Un autre verrou demeure, et de taille : le pape François. Le conservatisme essaie d’enfoncer un coin entre la sociologie catholique et le Vatican, entre une opinion craintive et une institution fragilisée, notamment par les affaires de mœurs. Sous Reagan, l’Église romaine apparaissait comme l’aumônerie du camp du bien face à l’ogre soviétique et quatre présidents américains s‘étaient rendus aux obsèques de Karol Wojtyła ! Mais, une fois le Mur tombé, on oublia vite que Jean-Paul II avait aussi mis en garde contre les errements du paradigme consumériste.
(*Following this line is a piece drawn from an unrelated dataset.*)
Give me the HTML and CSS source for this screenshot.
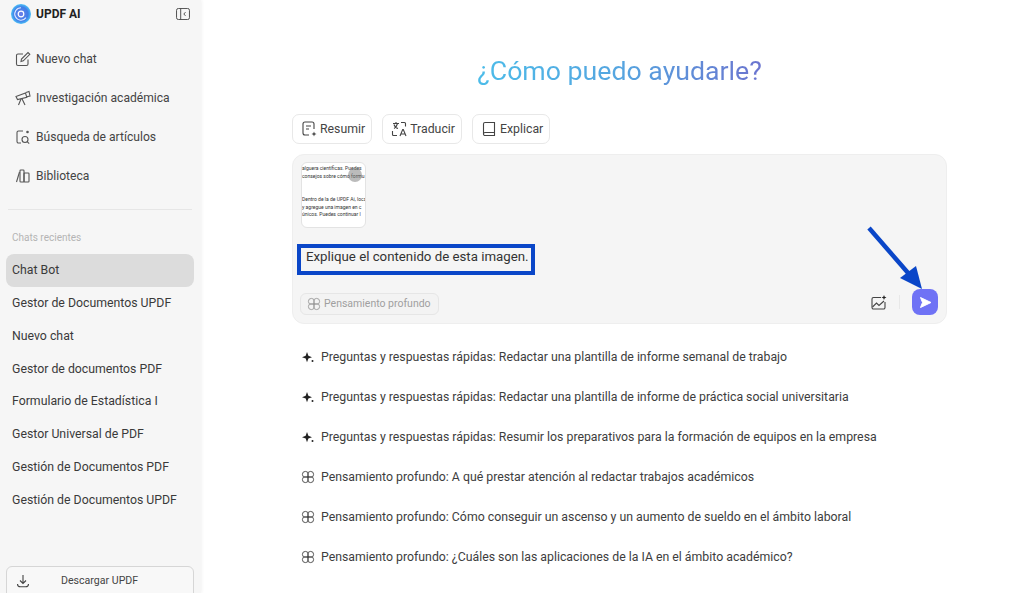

Le pape François se retrouve un peu dans la situation d’Angela Merkel : il est « travaillé » par une opinion que son discours pro-migrants ne cesse de déboussoler. Les droites dites « populistes », « identitaires » ou « conservatrices » savent dédoubler la vision chrétienne dans leur registre : nostalgie du paradis perdu ou d’un âge d’or, Sauveur et homme providentiel, vision eschatologique et mythe de la décadence, etc. Les mots peuvent inviter à des connivences voire à des basculements, et l’on comprend comment, selon Marion Maréchal, « la tradition conservatrice française adhère au catholicisme mais peut être hostile à l’Église ». En appeler au christianisme pour unir l’Europe et en exclure les indésirables ne peut évidemment pas convenir au chef de l’Église universelle, sauf à souscrire à un malentendu. Mais en ne faisant pas de l’avenir de l’Europe sa priorité, le pape risque de rendre une opinion encore christianisée toujours plus étrangère à l’Église et à ses messages.